**SET TASK:** Below are entries; tally how many lines hold the string "TypeScript" and answer with only that figure.

Web page code records:
-=-=-

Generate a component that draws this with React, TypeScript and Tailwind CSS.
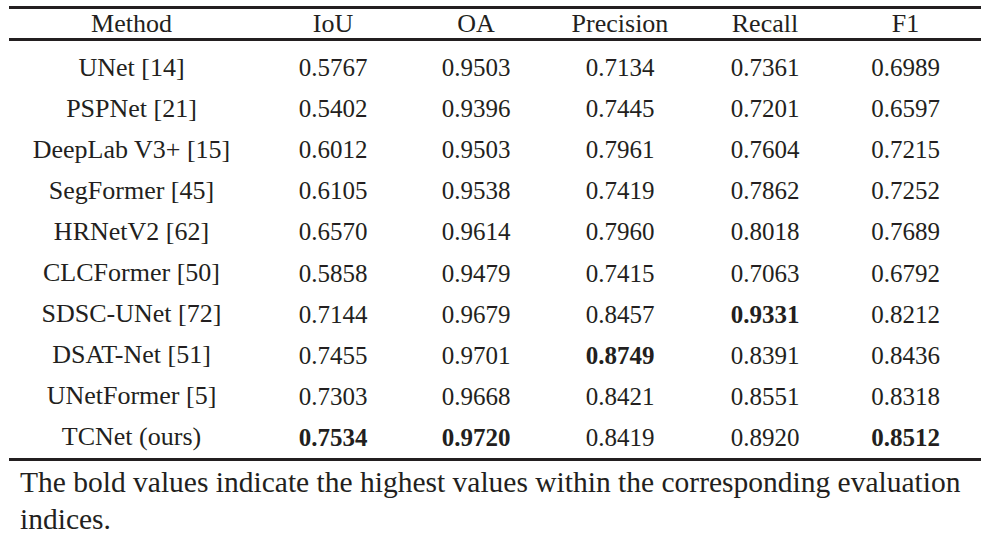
const headers = ["Method", "IoU", "OA", "Precision", "Recall", "F1"];

// bold marks the best value in each column
const rows: { name: string; vals: string[]; bold?: number[] }[] = [
  { name: "UNet [14]", vals: ["0.5767", "0.9503", "0.7134", "0.7361", "0.6989"] },
  { name: "PSPNet [21]", vals: ["0.5402", "0.9396", "0.7445", "0.7201", "0.6597"] },
  { name: "DeepLab V3+ [15]", vals: ["0.6012", "0.9503", "0.7961", "0.7604", "0.7215"] },
  { name: "SegFormer [45]", vals: ["0.6105", "0.9538", "0.7419", "0.7862", "0.7252"] },
  { name: "HRNetV2 [62]", vals: ["0.6570", "0.9614", "0.7960", "0.8018", "0.7689"] },
  { name: "CLCFormer [50]", vals: ["0.5858", "0.9479", "0.7415", "0.7063", "0.6792"] },
  { name: "SDSC-UNet [72]", vals: ["0.7144", "0.9679", "0.8457", "0.9331", "0.8212"], bold: [3] },
  { name: "DSAT-Net [51]", vals: ["0.7455", "0.9701", "0.8749", "0.8391", "0.8436"], bold: [2] },
  { name: "UNetFormer [5]", vals: ["0.7303", "0.9668", "0.8421", "0.8551", "0.8318"] },
  { name: "TCNet (ours)", vals: ["0.7534", "0.9720", "0.8419", "0.8920", "0.8512"], bold: [0, 1, 4] },
];

const cols = "grid grid-cols-[245px_158px_128px_160px_130px_151px]";

export default function App() {
  return (
    <div className="w-[990px] h-[535px] overflow-hidden bg-white text-[#231f20] font-['Liberation_Serif','Times_New_Roman',serif] pt-[6px]">
      <div className="ml-[9px] w-[972px]">
        <div className={`${cols} border-t-[3px] border-b-[3px] border-[#231f20] h-[35px] items-center text-[26px] leading-none`}>
          {headers.map((h) => (
            <div key={h} className="text-center">{h}</div>
          ))}
        </div>
        <div className="pt-[6px] border-b-[3px] border-[#231f20]">
          {rows.map((r) => (
            <div key={r.name} className={`${cols} h-[41.1px] items-center text-[25px] leading-none`}>
              <div className="text-center text-[26px]">{r.name}</div>
              {r.vals.map((v, i) => (
                <div key={i} className={`text-center ${r.bold?.includes(i) ? "font-bold" : ""}`}>{v}</div>
              ))}
            </div>
          ))}
        </div>
      </div>
      <p className="ml-[20px] mr-[8px] mt-[3px] text-[29.5px] leading-[37px]">
        The bold values indicate the highest values within the corresponding evaluation indices.
      </p>
    </div>
  );
}
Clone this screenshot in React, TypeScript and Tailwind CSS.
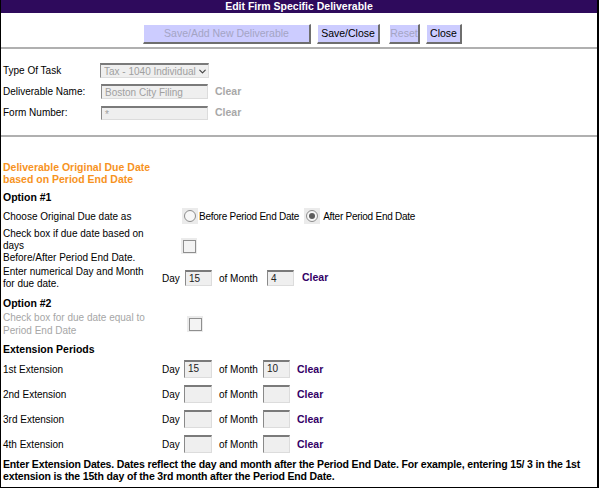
import { ChevronDown } from "lucide-react";

const sans = "font-['Liberation_Sans',Arial,sans-serif]";

function Box({ value = "", className = "" }: { value?: string; className?: string }) {
    return (
        <div
            className={`bg-[#efefef] border-t-2 border-l border-t-[#7a7a7a] border-l-[#8a8a8a] border-r border-b border-r-[#dcdcdc] border-b-[#dcdcdc] pl-[3px] text-[#222] leading-[13px] whitespace-nowrap overflow-hidden ${className}`}
        >
            {value}
        </div>
    );
}

function Radio({ checked = false }: { checked?: boolean }) {
    return (
        <div className="w-[16px] h-[16px] bg-[#ebebeb] flex items-center justify-center shrink-0">
            <div className="w-[12px] h-[12px] rounded-full border border-[#8c8c8c] bg-[#f7f7f7] flex items-center justify-center">
                {checked && <div className="w-[6px] h-[6px] rounded-full bg-[#5c5c5c]" />}
            </div>
        </div>
    );
}

function Check() {
    return (
        <div className="w-[16px] h-[16px] bg-[#ebebeb] flex items-center justify-center">
            <div className="w-[13px] h-[13px] border border-[#8f8f8f] bg-[#f3f3f3]" />
        </div>
    );
}

function ExtRow({ label, day = "", month = "" }: { label: string; day?: string; month?: string }) {
    return (
        <div className="flex items-center h-[25px]">
            <div className="w-[161px] shrink-0 pl-[2px]">{label}</div>
            <span className="w-[22px]">Day</span>
            <Box value={day} className="w-[28px] h-[18px] mt-[-1px]" />
            <span className="ml-[7px] w-[44px]">of Month</span>
            <Box value={month} className="w-[27px] h-[18px] mt-[-1px]" />
            <span className="ml-[7px] font-bold text-[10.5px] text-[#330066]">Clear</span>
        </div>
    );
}

export default function App() {
    return (
        <div className={`${sans} w-[599px] h-[488px] bg-white border-l border-r-2 border-b border-black text-[10px] text-black flex flex-col overflow-hidden`}>
            {/* Title bar */}
            <div className="h-[13px] bg-[#2e0a5c] text-white font-bold text-[10.5px] leading-[13px] text-center">
                Edit Firm Specific Deliverable
            </div>

            {/* Buttons */}
            <div className="flex items-center pl-[142px] pt-[11px] text-[10.5px]">
                <button className="w-[168px] h-[20px] bg-[#ccccff] border-t border-l border-white border-r-2 border-b-2 border-r-[#6e6e6e] border-b-[#6e6e6e] text-[#a4a4c4]">
                    Save/Add New Deliverable
                </button>
                <button className="ml-[6px] w-[63px] h-[20px] bg-[#ccccff] border-t border-l border-white border-r-2 border-b-2 border-r-[#6e6e6e] border-b-[#6e6e6e] text-black">
                    Save/Close
                </button>
                <button className="ml-[9px] w-[31px] h-[20px] bg-[#ccccff] border-t border-l border-white border-r-2 border-b-2 border-r-[#6e6e6e] border-b-[#6e6e6e] text-[#a4a4c4]">
                    Reset
                </button>
                <button className="ml-[6px] w-[36px] h-[20px] bg-[#ccccff] border-t border-l border-white border-r-2 border-b-2 border-r-[#6e6e6e] border-b-[#6e6e6e] text-black">
                    Close
                </button>
            </div>
            <div className="mt-[3px] h-[2px] bg-[#b0b0b0]" />

            {/* Task fields */}
            <div className="pt-[10px] pb-[13px]">
                <div className="flex items-center h-[21px] mt-[1px]">
                    <div className="w-[99px] pl-[2px]">Type Of Task</div>
                    <div className="w-[109px] h-[15px] bg-[#efefef] border-t-2 border-l border-t-[#7a7a7a] border-l-[#8a8a8a] border-r border-b border-r-[#dcdcdc] border-b-[#dcdcdc] flex items-center pl-[3px] text-[#a0a0a0]">
                        <span className="w-[92px] overflow-hidden whitespace-nowrap">Tax - 1040 Individual</span>
                        <ChevronDown size={11} strokeWidth={2.5} className="text-[#444] ml-[1px]" />
                    </div>
                </div>
                <div className="flex items-center h-[21px]">
                    <div className="w-[99px] pl-[2px]">Deliverable Name:</div>
                    <Box value="Boston City Filing" className="ml-[1px] w-[107px] h-[15px] !text-[#a0a0a0]" />
                    <span className="ml-[7px] font-bold text-[10.5px] text-[#a8a8a8]">Clear</span>
                </div>
                <div className="flex items-center h-[21px] mb-[-1px]">
                    <div className="w-[99px] pl-[2px]">Form Number:</div>
                    <Box value="*" className="ml-[1px] w-[107px] h-[14px] !text-[#a0a0a0]" />
                    <span className="ml-[7px] font-bold text-[10.5px] text-[#a8a8a8]">Clear</span>
                </div>
            </div>
            <div className="h-[2px] bg-[#b0b0b0]" />

            {/* Due date section */}
            <div className="mt-[24px] pl-[2px] font-bold text-[10.5px] leading-[12px] text-[#f7931e]">
                Deliverable Original Due Date
                <br />
                based on Period End Date
            </div>
            <div className="mt-[6px] pl-[2px] font-bold text-[10.5px] leading-[12px]">Option #1</div>

            <div className="mt-[3px] flex items-center h-[20px]">
                <div className="w-[161px] shrink-0 pl-[2px]">Choose Original Due date as</div>
                <div className="ml-[20px] flex items-center">
                    <Radio />
                    <span className="ml-[1px] tracking-[-0.25px]">Before Period End Date</span>
                    <div className="ml-[5px]">
                        <Radio checked />
                    </div>
                    <span className="ml-[3px] tracking-[-0.25px]">After Period End Date</span>
                </div>
            </div>

            <div className="mt-[2px] flex items-center">
                <div className="w-[161px] shrink-0 pl-[2px] leading-[12px]">
                    Check box if due date based on
                    <br />
                    days
                    <br />
                    Before/After Period End Date.
                </div>
                <div className="ml-[19px]">
                    <Check />
                </div>
            </div>

            <div className="mt-[2px] flex items-center">
                <div className="w-[161px] shrink-0 pl-[2px] leading-[12px]">
                    Enter numerical Day and Month
                    <br />
                    for due date.
                </div>
                <span className="w-[23px]">Day</span>
                <Box value="15" className="w-[27px] h-[16px]" />
                <span className="ml-[7px] w-[48px]">of Month</span>
                <Box value="4" className="w-[27px] h-[16px]" />
                <span className="ml-[8px] font-bold text-[10.5px] text-[#330066]">Clear</span>
            </div>

            <div className="mt-[7px] pl-[2px] font-bold text-[10.5px] leading-[12px]">Option #2</div>
            <div className="mt-[2px] flex items-center">
                <div className="w-[161px] shrink-0 pl-[2px] leading-[13px] text-[#a6a6a6]">
                    Check box for due date equal to
                    <br />
                    Period End Date
                </div>
                <div className="ml-[25px]">
                    <Check />
                </div>
            </div>

            <div className="mt-[6px] pl-[2px] font-bold text-[10.5px] leading-[12px]">Extension Periods</div>
            <div className="mt-[2px]">
                <ExtRow label="1st Extension" day="15" month="10" />
                <ExtRow label="2nd Extension" />
                <ExtRow label="3rd Extension" />
                <ExtRow label="4th Extension" />
            </div>

            <div className="mt-[1px] pl-[2px] font-bold text-[10.5px] leading-[12px] tracking-[-0.15px] whitespace-nowrap">
                Enter Extension Dates. Dates reflect the day and month after the Period End Date. For example, entering 15/ 3 in the 1st
                <br />
                extension is the 15th day of the 3rd month after the Period End Date.
            </div>
        </div>
    );
}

-=-=-

**SOLVED EXERCISE:** 2